The European Commission will approve State support for Aer Lingus if the Government offers cast-iron guarantees that workers will accept major cutbacks and that the troubled airline can be made viable.
Up to now, the EU Transport Commissioner, Ms Loyola de Palacio, has insisted that member-states cannot bale out troubled airlines - despite the Bush administration's decision to offer subsidies to US competitors.
The Belgian government was allowed by the Commission yesterday to offer a one-month £100 million (E;127 million) bridging loan to its bankrupt national carrier, Sabena, but only under strict conditions.
Following a meeting yesterday with the President of the European Commission, Mr Romano Prodi, the Taoiseach, Mr Ahern, indicated the Government was keen to avoid an open confrontation with the Commission.
Under the EU's rules, airlines can get only one round of State aid. This occurred in 1993 in Aer Lingus' case. "The 'one time, last time' rule must be applied," said Ms de Palacio.
However, State assistance can still be offered in exceptional circumstances, according to regulations governing the operation of Articles 92 and 93 of the EC Treaty and Article 61 agreement of the European Economic Area.
Under these rules, the Commission can approve a package if the company can produce profits "by reference to a comparable private enterprise, within a reasonable period. The Commission will accordingly analyse the past, present and future commercial and financial situation of the company. In its assessment, the Commission will normally not limit itself to the short-term profitability of the company," it reads. Interpreting the rules last night, a senior EU source told The Irish Times the Government had "a better than average chance" of getting clearance for a £125 million loan guarantee, if it can be proven that Aer Lingus has a future.
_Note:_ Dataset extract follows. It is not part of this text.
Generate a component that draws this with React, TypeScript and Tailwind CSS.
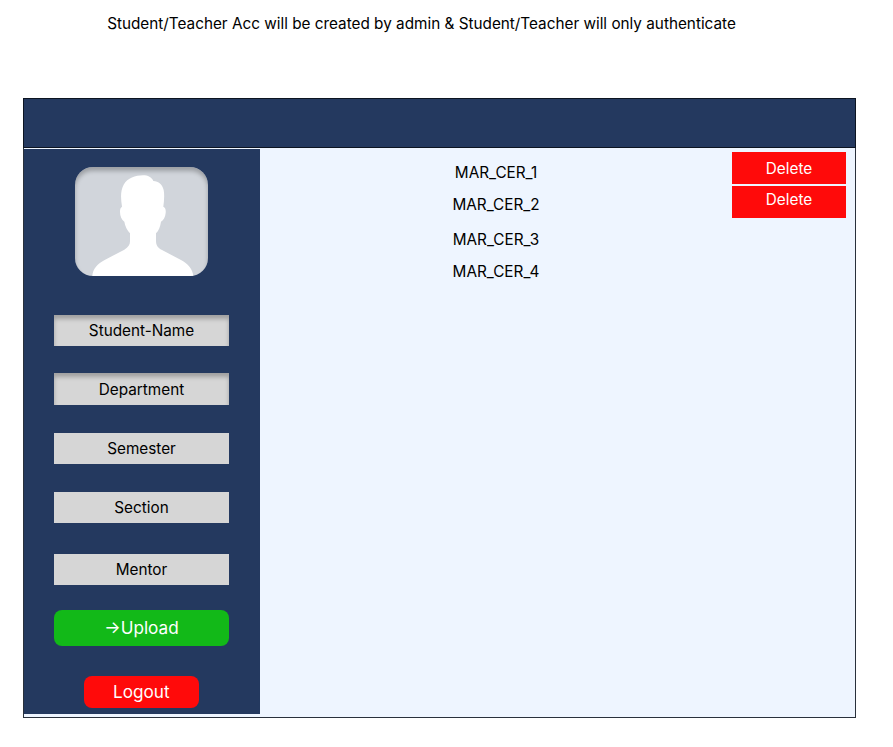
import React from "react";

const fields = [
  { label: "Student-Name", box: "mt-[38.5px] h-[31px] pt-[1px] shadow-[inset_0_4px_4px_rgba(0,0,0,0.25)]" },
  { label: "Department", box: "mt-[27.5px] h-[32px] pt-[2px] shadow-[inset_0_4px_4px_rgba(0,0,0,0.25)]" },
  { label: "Semester", box: "mt-[28px] h-[31px]" },
  { label: "Section", box: "mt-[28px] h-[31px]" },
  { label: "Mentor", box: "mt-[31px] h-[31px]" },
];

const certificates = [
  { name: "MAR_CER_1", row: "h-[32px]" },
  { name: "MAR_CER_2", row: "h-[32px]" },
  { name: "MAR_CER_3", row: "mt-[3px] h-[32px]" },
  { name: "MAR_CER_4", row: "h-[32px]" },
];

function Avatar() {
  return (
    <div className="relative ml-[51px] h-[109px] w-[133px] overflow-hidden rounded-[18px] bg-[#d1d5db]">
      <svg viewBox="45 36 399 327" className="block h-full w-full" preserveAspectRatio="none">
        <path
          fill="#fff"
          d="M97 363C98 342 113 326 134 315L193 284C205 277 210 269 210 259V235C202 226 195 214 193 200C185 194 180 184 180 171C180 163 181 158 186 155C182 128 181 107 191 89C203 69 226 61 249 61C264 61 275 67 280 78C296 79 307 88 311 105C314 122 312 138 310 155C316 157 318 164 317 174C316 186 311 195 303 200C301 215 296 227 288 235V257C288 270 293 278 306 285L363 315C385 327 398 343 400 363Z"
        />
      </svg>
      <div className="absolute inset-0 rounded-[18px] shadow-[inset_0_4px_4px_rgba(0,0,0,0.25)]" />
    </div>
  );
}

export default function App() {
  return (
    <main className="h-[747px] w-[893px] overflow-hidden bg-white font-['Inter',sans-serif] text-[15.31px] leading-[18px] font-normal text-black">
      <p className="flex h-[98px] w-[843px] justify-center pt-[15px] whitespace-nowrap">
        Student/Teacher Acc will be created by admin &amp; Student/Teacher will only authenticate
      </p>
      <section className="ml-[23px] flex h-[619.5px] w-[833px] flex-col border border-[#29303b] bg-[#eef5ff]">
        <header className="-mx-px -mt-px h-[50px] shrink-0 border border-[#0c1421] bg-[#24395f]" />
        <div className="flex min-h-0 flex-1">
          <aside className="mt-px h-[565px] w-[236px] shrink-0 bg-[#24395f] pt-[18px]">
            <Avatar />
            {fields.map((f) => (
              <div key={f.label} className={`ml-[30px] flex w-[175px] items-center justify-center bg-[#d6d6d6] ${f.box}`}>
                {f.label}
              </div>
            ))}
            <button className="mt-[25px] ml-[30px] flex h-[35.5px] w-[175px] items-center justify-center rounded-[8px] bg-[#12b918] text-[17.15px] text-white">
              →Upload
            </button>
            <button className="mt-[30px] ml-[60px] flex h-[32px] w-[114.5px] items-center justify-center rounded-[8px] bg-[#ff0a0a] text-[17.15px] text-white">
              Logout
            </button>
          </aside>
          <ul className="w-[472px] pt-[9px] text-center">
            {certificates.map((c) => (
              <li key={c.name} className={`flex items-center justify-center ${c.row}`}>
                {c.name}
              </li>
            ))}
          </ul>
          <div className="flex w-[114px] flex-col gap-[2.5px] pt-[3.5px] text-white">
            <button className="h-[32px] bg-[#ff0a0a] pt-[2px]">Delete</button>
            <button className="h-[32px] bg-[#ff0a0a] pb-[4px]">Delete</button>
          </div>
        </div>
      </section>
    </main>
  );
}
"In that case, it would be like an investment by a private company. As such, it isn't a State aid under the rules. Therefore, it would be allowed. But we all need to be clear that this is the case," said the source, who spoke on condition of anonymity.
Indicating that the future of Aer Lingus lies first in the hands of workers and management, the Taoiseach said negotiations with Brussels could not begin until both sides had reached a full and final cutbacks deal.
Under the package presented to the Minister for Public Enterprise, Ms O'Rourke, on Monday, the airline's workforce would be cut by 40 per cent, while those who remain would have to accept draconian changes in work practices.
"They have to come to an agreement. When that happens, we can see what the resolution will be. We know the rules on State aid. We know this," the Taoiseach said.
The EU Transport Commissioner faced difficulties, he acknowledged. "If she goes outside the rules, people will go to court. But Aer Lingus is facing up to its reality. Its restructuring package is very radical. We are taking a very prudent approach, we are not considering an unquestioning bale-out. Our priority is to keep Aer Lingus viable."
The Commission's decision on Sabena provoked outrage from Ryanair chief executive, Mr Michael O'Leary, who immediately began a legal action against it before the European Court of Justice. The EU Transport Commissioner insisted Sabena could get nothing more than a short-term bridging loan from the Belgian government. In particular, it will not be allowed to fund restructuring or even the firm's winding-up.